> [TASK DETAILS]:
Wherever "React" appears in a line, copy that line.

——

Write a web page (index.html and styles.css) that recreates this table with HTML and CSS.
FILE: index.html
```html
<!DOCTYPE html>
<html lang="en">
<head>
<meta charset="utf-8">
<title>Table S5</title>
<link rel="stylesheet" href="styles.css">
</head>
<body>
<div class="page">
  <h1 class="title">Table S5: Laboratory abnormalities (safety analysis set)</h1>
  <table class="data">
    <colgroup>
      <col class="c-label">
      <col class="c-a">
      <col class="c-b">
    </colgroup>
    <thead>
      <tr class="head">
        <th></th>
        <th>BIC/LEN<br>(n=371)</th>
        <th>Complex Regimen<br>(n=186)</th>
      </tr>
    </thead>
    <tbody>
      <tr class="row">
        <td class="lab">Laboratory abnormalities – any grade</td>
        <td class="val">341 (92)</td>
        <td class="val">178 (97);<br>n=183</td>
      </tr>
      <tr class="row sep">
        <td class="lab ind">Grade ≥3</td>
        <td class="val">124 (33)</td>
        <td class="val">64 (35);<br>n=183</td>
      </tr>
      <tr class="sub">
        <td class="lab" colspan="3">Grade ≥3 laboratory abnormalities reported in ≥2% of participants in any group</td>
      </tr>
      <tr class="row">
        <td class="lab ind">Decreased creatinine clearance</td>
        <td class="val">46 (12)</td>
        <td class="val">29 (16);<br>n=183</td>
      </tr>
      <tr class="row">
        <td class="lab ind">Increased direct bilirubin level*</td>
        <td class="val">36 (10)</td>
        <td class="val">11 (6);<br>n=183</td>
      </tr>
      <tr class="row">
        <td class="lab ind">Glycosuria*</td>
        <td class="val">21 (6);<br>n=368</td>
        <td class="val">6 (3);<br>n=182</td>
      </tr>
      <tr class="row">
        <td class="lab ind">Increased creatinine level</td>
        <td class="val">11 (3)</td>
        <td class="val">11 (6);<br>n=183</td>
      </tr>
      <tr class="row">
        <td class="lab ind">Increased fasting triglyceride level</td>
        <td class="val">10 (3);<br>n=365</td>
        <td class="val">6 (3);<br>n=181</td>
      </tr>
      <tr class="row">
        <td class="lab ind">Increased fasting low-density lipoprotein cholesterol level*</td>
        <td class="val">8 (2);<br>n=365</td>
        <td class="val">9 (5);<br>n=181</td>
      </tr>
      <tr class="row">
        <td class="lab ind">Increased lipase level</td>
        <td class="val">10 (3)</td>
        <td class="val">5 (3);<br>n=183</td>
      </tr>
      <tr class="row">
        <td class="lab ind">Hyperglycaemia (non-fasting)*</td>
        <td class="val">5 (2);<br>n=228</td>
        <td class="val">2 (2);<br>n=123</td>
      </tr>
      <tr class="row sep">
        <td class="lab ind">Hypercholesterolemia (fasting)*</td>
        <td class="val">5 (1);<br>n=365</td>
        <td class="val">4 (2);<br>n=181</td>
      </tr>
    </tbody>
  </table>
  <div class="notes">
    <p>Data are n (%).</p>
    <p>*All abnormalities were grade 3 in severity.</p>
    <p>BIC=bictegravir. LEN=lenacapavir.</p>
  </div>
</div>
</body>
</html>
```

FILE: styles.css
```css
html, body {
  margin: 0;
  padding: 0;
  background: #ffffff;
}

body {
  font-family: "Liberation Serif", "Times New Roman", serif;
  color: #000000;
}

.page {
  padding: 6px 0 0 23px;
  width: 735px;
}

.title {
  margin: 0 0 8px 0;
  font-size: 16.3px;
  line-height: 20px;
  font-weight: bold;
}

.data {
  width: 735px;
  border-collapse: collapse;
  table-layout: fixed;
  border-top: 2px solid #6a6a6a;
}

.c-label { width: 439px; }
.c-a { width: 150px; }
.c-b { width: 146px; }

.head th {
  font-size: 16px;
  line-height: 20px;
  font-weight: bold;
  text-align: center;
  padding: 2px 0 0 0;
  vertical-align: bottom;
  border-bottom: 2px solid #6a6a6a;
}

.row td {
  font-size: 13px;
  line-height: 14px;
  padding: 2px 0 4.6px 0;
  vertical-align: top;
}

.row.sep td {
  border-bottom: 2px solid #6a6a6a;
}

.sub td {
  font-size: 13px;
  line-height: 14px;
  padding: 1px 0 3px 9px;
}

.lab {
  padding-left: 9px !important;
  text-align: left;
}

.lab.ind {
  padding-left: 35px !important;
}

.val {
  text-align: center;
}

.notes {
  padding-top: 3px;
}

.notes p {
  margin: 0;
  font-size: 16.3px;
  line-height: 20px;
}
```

——

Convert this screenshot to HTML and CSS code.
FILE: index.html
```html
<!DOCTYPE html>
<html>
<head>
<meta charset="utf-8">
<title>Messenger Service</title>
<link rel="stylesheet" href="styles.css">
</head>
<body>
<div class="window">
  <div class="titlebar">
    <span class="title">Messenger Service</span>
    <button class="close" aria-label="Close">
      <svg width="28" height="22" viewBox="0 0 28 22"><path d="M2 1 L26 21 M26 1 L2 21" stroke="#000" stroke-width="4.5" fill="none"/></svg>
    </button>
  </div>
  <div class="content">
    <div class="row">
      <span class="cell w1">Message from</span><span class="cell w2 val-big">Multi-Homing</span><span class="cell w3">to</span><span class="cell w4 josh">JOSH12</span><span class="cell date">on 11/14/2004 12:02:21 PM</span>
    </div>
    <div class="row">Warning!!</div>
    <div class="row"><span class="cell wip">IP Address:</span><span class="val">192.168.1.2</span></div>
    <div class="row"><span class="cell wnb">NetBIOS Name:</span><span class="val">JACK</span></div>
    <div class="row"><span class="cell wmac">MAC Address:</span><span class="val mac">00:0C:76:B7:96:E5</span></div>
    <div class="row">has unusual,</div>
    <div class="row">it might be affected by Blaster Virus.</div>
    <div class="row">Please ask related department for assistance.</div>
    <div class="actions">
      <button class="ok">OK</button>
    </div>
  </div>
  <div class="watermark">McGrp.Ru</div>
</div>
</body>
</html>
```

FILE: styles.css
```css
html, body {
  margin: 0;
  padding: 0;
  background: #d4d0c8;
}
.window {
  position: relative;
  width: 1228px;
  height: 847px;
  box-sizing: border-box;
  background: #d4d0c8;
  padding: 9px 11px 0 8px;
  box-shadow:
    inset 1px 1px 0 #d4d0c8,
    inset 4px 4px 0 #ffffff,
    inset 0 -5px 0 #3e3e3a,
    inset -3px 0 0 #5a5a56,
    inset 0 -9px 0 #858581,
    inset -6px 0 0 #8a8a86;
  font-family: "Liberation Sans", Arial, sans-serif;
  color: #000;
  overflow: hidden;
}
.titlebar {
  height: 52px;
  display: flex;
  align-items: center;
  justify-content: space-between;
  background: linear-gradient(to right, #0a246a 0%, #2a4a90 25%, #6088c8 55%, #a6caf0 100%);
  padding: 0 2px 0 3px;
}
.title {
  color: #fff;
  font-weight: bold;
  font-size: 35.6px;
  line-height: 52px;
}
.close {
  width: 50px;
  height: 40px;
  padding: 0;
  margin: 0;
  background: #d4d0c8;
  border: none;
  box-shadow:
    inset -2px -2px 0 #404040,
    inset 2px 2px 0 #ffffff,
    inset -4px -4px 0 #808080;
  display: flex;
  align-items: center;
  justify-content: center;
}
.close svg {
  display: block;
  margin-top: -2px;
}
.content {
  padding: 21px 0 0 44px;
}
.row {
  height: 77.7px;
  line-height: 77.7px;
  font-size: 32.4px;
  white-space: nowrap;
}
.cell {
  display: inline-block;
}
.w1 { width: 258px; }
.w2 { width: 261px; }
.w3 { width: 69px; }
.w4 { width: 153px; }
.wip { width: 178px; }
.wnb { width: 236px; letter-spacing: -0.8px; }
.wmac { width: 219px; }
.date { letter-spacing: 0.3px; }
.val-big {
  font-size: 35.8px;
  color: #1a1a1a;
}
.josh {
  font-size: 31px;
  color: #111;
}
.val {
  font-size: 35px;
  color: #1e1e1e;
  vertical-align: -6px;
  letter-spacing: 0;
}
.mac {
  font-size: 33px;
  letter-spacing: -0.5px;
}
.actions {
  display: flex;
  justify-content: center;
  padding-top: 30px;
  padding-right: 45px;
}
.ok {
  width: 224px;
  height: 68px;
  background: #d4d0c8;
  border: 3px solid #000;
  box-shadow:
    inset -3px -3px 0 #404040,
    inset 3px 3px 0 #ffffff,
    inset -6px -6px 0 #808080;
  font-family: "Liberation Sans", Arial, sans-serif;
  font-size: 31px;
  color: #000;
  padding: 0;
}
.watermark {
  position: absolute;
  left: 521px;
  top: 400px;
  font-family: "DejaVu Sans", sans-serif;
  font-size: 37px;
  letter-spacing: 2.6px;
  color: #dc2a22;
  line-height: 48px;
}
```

——

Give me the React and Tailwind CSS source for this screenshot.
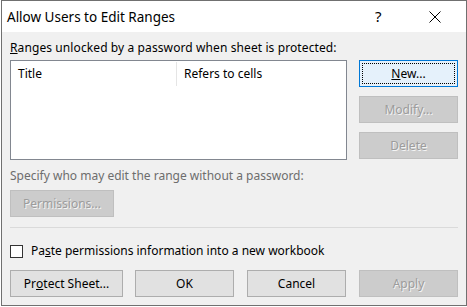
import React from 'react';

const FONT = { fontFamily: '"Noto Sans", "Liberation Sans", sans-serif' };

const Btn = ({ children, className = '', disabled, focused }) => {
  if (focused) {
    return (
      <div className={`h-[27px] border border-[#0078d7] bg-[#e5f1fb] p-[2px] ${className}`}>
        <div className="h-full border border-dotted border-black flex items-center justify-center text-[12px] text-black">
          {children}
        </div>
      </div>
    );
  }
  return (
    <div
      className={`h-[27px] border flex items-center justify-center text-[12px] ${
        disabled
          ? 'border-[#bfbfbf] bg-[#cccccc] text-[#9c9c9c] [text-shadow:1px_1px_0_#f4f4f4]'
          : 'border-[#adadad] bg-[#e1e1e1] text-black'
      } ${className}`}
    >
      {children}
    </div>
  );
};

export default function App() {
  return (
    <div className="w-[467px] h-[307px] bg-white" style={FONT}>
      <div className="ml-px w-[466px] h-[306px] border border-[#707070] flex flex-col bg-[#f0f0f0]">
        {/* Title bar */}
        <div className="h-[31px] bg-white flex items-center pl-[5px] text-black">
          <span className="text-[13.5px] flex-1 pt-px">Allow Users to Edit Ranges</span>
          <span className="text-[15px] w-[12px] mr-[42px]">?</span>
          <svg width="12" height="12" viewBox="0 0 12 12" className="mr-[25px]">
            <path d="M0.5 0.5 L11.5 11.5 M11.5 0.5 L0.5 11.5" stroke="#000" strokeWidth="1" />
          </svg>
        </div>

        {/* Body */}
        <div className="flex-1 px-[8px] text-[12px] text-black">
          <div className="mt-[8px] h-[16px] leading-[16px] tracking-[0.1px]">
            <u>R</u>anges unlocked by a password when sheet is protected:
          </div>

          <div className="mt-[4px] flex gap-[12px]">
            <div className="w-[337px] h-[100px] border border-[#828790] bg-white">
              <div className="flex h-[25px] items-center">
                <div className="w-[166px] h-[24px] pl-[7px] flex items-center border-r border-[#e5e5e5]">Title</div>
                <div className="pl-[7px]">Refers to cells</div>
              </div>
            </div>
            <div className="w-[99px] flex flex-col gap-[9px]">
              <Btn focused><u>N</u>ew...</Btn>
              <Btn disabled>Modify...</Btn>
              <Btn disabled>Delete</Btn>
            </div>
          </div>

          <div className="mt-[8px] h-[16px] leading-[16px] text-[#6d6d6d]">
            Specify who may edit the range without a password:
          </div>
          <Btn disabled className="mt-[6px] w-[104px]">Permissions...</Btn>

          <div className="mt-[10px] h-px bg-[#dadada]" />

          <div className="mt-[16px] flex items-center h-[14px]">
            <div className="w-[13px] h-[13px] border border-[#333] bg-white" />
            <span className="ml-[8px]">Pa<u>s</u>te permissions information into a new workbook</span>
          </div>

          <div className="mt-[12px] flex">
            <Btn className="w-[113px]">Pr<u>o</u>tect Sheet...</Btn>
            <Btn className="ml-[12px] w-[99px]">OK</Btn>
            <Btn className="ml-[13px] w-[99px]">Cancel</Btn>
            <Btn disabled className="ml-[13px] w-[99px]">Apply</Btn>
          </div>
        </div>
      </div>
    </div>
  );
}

——

> [FINAL ANSWER]:
Give me the React and Tailwind CSS source for this screenshot.
import React from 'react';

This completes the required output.